Rewind

quinta-feira, 6 de outubro de 2011

casa.

As casas grandes são o palco onde o mistério paira sempre sobre as coisas. As paredes são como alicerces de um ventre onde se forma e refaz a vida no correr do tempo.
Cresci numa casa dessas - cada quarto com as histórias presas como retratos que só nós conhecemos, cada espaço povoado do som doce dos afectos, cada corredor testemunha dos passos que demos em direcção uns aos outros.

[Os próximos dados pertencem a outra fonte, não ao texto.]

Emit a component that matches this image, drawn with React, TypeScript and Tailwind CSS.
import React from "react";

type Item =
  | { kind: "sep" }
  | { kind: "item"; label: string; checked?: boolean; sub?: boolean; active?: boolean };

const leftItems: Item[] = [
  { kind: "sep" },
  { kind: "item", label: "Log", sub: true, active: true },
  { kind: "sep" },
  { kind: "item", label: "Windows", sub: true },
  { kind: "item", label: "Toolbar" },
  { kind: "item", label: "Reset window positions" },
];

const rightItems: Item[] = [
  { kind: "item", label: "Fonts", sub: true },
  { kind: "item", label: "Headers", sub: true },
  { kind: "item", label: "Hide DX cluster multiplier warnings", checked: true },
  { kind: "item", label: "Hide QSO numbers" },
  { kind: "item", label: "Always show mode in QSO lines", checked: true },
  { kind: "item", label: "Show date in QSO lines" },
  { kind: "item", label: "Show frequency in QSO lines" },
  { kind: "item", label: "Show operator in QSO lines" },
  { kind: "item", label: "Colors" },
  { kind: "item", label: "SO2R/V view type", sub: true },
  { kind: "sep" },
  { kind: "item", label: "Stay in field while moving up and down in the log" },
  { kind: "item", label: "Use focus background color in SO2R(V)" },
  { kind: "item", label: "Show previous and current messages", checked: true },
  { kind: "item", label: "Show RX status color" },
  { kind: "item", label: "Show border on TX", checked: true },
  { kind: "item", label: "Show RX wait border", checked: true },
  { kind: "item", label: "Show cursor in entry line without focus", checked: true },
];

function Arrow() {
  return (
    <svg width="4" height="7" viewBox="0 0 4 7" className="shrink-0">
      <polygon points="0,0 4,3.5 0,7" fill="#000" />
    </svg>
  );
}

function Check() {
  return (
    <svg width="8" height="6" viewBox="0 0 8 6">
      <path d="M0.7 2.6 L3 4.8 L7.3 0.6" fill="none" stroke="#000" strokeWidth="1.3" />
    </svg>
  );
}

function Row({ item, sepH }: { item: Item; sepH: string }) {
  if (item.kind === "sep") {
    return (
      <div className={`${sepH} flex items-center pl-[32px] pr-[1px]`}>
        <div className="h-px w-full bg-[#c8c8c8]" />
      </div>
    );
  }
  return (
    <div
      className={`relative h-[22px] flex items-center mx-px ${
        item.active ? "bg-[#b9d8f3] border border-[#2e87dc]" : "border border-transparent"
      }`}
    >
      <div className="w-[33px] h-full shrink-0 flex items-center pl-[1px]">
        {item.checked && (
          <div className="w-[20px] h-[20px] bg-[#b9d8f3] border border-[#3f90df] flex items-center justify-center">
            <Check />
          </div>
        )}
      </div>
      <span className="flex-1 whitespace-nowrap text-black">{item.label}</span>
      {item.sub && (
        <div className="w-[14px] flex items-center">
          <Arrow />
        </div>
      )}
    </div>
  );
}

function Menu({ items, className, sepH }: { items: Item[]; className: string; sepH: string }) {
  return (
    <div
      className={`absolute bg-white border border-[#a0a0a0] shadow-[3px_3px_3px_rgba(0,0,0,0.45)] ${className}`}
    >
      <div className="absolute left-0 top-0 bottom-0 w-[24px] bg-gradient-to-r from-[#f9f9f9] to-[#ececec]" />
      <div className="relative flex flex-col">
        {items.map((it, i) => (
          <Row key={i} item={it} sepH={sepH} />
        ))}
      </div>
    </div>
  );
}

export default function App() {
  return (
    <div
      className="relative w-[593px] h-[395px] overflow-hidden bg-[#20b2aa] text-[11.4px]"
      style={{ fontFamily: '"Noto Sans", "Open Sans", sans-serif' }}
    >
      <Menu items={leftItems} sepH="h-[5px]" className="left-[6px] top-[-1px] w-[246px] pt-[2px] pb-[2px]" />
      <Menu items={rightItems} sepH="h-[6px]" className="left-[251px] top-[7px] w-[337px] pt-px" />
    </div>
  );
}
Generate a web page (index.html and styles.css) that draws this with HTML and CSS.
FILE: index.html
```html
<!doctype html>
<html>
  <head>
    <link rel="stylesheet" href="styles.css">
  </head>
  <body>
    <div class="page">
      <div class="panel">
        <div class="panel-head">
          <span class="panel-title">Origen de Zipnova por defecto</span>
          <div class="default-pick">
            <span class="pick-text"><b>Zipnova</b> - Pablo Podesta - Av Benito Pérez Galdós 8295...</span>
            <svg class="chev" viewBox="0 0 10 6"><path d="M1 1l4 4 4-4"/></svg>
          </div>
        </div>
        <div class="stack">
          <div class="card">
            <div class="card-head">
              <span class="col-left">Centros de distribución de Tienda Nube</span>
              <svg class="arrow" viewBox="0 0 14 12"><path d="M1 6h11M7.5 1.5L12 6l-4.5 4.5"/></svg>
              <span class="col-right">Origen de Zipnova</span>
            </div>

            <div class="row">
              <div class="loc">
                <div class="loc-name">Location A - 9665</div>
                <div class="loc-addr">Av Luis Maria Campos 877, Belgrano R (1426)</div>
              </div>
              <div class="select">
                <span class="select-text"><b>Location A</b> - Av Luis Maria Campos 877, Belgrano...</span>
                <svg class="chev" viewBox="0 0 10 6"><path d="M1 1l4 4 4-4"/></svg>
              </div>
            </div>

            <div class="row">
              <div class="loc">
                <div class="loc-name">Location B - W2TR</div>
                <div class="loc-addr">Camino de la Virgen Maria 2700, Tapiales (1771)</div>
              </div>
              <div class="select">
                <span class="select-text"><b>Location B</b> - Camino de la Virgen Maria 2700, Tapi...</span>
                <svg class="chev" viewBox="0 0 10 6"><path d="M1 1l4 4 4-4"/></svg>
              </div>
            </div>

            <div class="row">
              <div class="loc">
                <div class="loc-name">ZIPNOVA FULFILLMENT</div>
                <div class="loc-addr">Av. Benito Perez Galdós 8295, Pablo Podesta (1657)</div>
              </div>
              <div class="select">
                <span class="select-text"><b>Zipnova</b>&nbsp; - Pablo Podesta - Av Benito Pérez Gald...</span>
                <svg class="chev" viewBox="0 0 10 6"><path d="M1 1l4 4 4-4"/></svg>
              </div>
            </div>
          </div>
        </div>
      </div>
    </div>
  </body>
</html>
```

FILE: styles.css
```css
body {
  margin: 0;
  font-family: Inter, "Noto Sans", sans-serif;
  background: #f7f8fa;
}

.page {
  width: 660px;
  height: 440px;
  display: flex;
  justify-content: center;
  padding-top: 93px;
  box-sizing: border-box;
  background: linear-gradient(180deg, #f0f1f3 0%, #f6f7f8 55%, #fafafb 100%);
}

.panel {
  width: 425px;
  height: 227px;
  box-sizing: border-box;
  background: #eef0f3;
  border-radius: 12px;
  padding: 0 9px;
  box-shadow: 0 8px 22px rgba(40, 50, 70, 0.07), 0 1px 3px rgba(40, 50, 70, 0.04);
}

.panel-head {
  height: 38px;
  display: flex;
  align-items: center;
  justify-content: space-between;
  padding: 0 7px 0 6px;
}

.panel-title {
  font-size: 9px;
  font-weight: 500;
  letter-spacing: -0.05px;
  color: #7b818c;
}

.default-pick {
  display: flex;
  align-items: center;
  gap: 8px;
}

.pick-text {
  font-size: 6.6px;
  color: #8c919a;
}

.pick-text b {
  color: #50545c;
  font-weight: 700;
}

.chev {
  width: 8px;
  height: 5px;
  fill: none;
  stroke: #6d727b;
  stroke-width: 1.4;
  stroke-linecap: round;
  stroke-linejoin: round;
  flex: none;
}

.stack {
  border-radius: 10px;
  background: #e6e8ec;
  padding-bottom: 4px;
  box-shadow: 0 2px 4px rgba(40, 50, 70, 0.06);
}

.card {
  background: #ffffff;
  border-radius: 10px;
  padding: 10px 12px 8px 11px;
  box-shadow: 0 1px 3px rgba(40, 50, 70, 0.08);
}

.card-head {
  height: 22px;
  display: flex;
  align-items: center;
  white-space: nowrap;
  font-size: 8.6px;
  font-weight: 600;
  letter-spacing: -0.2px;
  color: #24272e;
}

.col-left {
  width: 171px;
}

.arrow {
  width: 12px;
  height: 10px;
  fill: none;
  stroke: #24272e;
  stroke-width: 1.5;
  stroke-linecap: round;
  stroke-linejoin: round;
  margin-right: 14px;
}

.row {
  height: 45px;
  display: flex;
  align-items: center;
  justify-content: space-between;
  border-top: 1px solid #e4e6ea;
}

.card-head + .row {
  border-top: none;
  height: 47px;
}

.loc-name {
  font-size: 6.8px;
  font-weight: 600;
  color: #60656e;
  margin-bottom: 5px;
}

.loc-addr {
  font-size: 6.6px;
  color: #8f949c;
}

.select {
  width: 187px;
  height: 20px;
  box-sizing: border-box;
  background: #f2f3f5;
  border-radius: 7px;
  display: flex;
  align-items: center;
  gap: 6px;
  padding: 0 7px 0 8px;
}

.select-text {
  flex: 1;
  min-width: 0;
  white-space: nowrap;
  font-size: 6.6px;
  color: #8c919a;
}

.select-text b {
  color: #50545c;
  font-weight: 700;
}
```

A casa dos meus avós foi a fortaleza da minha infância - as tardes eram longas, sempre rodeadas das pessoas que me ensinaram o que era o amor. Sei que há coisas de mim guardadas em cada uma daquelas paredes, ruídos dos meus passos felizes quando corria para abraçar o meu avô que foi o maior homem que já conheci.

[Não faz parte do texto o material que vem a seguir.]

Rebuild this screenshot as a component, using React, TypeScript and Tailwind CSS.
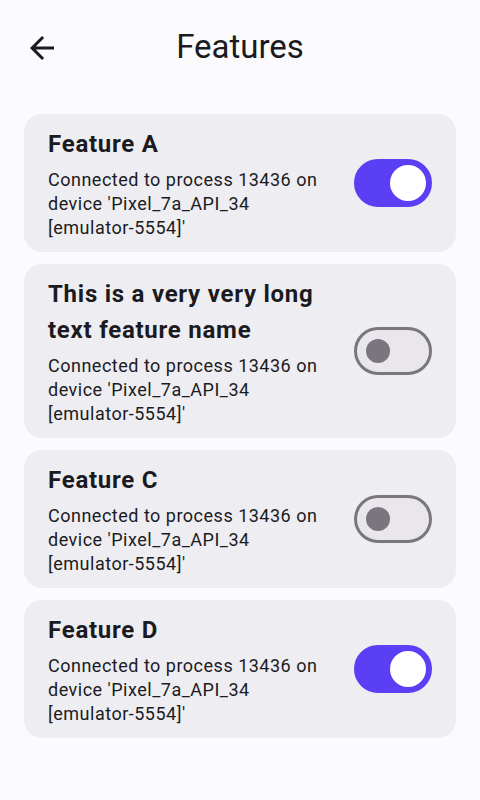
import React, { useState } from "react";

interface Feature {
  id: string;
  name: string;
  enabled: boolean;
}

const DESCRIPTION = "Connected to process 13436 on device 'Pixel_7a_API_34 [emulator-5554]'";

const initialFeatures: Feature[] = [
  { id: "a", name: "Feature A", enabled: true },
  { id: "b", name: "This is a very very long text feature name", enabled: false },
  { id: "c", name: "Feature C", enabled: false },
  { id: "d", name: "Feature D", enabled: true },
];

function Toggle({ checked, onChange }: { checked: boolean; onChange: () => void }) {
  return (
    <button
      type="button"
      role="switch"
      aria-checked={checked}
      onClick={onChange}
      className={`flex-shrink-0 w-[78px] h-[48px] rounded-full flex items-center border-[3px] transition ${
        checked ? "bg-[#5b3ff5] border-[#5b3ff5] justify-end pr-[3px]" : "bg-[#e9e7ec] border-[#79767f] justify-start pl-[9px]"
      }`}
    >
      <span
        className={`block rounded-full ${
          checked ? "w-[36px] h-[36px] bg-white" : "w-[24px] h-[24px] bg-[#79767f]"
        }`}
      />
    </button>
  );
}

export default function App() {
  const [features, setFeatures] = useState(initialFeatures);

  const toggle = (id: string) =>
    setFeatures((list) => list.map((f) => (f.id === id ? { ...f, enabled: !f.enabled } : f)));

  return (
    <div className="min-h-[800px] w-full bg-[#fbfafd] text-[#1b1b1f] font-['Roboto','Liberation_Sans',sans-serif]">
      {/* Top bar */}
      <div className="relative h-[96px] flex items-center justify-center">
        <button type="button" className="absolute left-[24px] top-[30px] w-[36px] h-[36px]" aria-label="Back">
          <svg viewBox="0 0 24 24" className="w-[36px] h-[36px]" fill="#1b1b1f">
            <path d="M20 11H7.83l5.59-5.59L12 4l-8 8 8 8 1.41-1.41L7.83 13H20v-2z" />
          </svg>
        </button>
        <h1 className="text-[33px] leading-[40px] font-normal -mt-[2px]">Features</h1>
      </div>

      {/* Feature list */}
      <div className="flex flex-col gap-3 px-6 pt-[18px]">
        {features.map((f) => (
          <div key={f.id} className="bg-[#eeedf1] rounded-[18px] px-6 py-3 flex items-center gap-4">
            <div className="flex-1 min-w-0 pr-[2px]">
              <h3 className="text-[24px] leading-[36px] font-bold tracking-[0.75px]">{f.name}</h3>
              <p className="mt-1.5 text-[18px] leading-[24px] tracking-[0.5px] text-[#1b1b1f]">{DESCRIPTION}</p>
            </div>
            <Toggle checked={f.enabled} onChange={() => toggle(f.id)} />
          </div>
        ))}
      </div>
    </div>
  );
}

Aquela casa conta-nos como família - esses almoços com a minha avó a sorrir-me da ponta da mesa e a admirar a minha audácia e do A.
Lembro-me de encontrar a minha mãe deliciada com o meu avô que a amou como a uma filha.
A Gó como a sentinela que sempre nos protegeu e nos deu um mimo intenso como uma tarde de calor na serra.
Há algo de mim que ficou sempre ali - que mora na cascata de felicidade que nasceu da conjugação daquelas pessoas que tocaram a minha vida.
Admiro a elegância da minha avó que me recebe sempre com essa intensidade que denuncia o amor que sente por mim como uma espécie de fanatismo que a alimenta.
Conta-me que história têm as jóias que usa - o carinho do meu bisavô que lhe dourou a meninice, o amor que o meu avô lhe teve.
Na minha vida, as casas e as pessoas servem para homenagear aqueles que dão significado ao que somos. E a casa dos meus avós guarda a versão mais inteira, mais verdadeira daquilo que sou.
Entro na casa num dia em que a minha avó não está - percorro todo aquele imenso espaço, vejo as orquídeas como uma longa massa de cor e verde, alinhada sob o sol da tarde.
As salas muito quietas, os corredores mergulhados na sombra. Ninguém.
Vejo que a minha avó deixou a carteira esquecida e aberta.
E quando reparo, vejo que tem uma fotografia minha e do A.
Conto ao meu pai que me diz que a minha avó não a quis num porta-retrato para que "eles andem comigo para todo o lado."
E, em silêncio, lembro-me quando encontrei na secretária do meu avô, depois da sua morte, presos por um elástico, todos e cada um dos postais que a minha mãe nos ensinou a gostar de escrever.
A letra infantil foi mudando, tornou-se num espelho do que nos foi acontecendo.
Leio os postais - sempre as mesmas palavras - "saudades, avô."
"Temos saudades tuas, querida avó."
Há uma frase que se destaca, num postal meu:
"Quem me dera que estivessem aqui"
Percebo que certos desejos nos acompanham toda uma vida. São como certos lugares aonde chegamos para dizer:
"Estou em casa. Sou daqui."
A minha família ensinou-me essa espécie de vício que pode ser o amor.
E quando penso naquela casa, consigo lembrar-me desse rapaz que um dia teve algo que o mundo pôde atingir, mas que a valsa do tempo não consegue, afinal, levar da verdadeira morada do amor - essa que é, afinal, o nosso peito.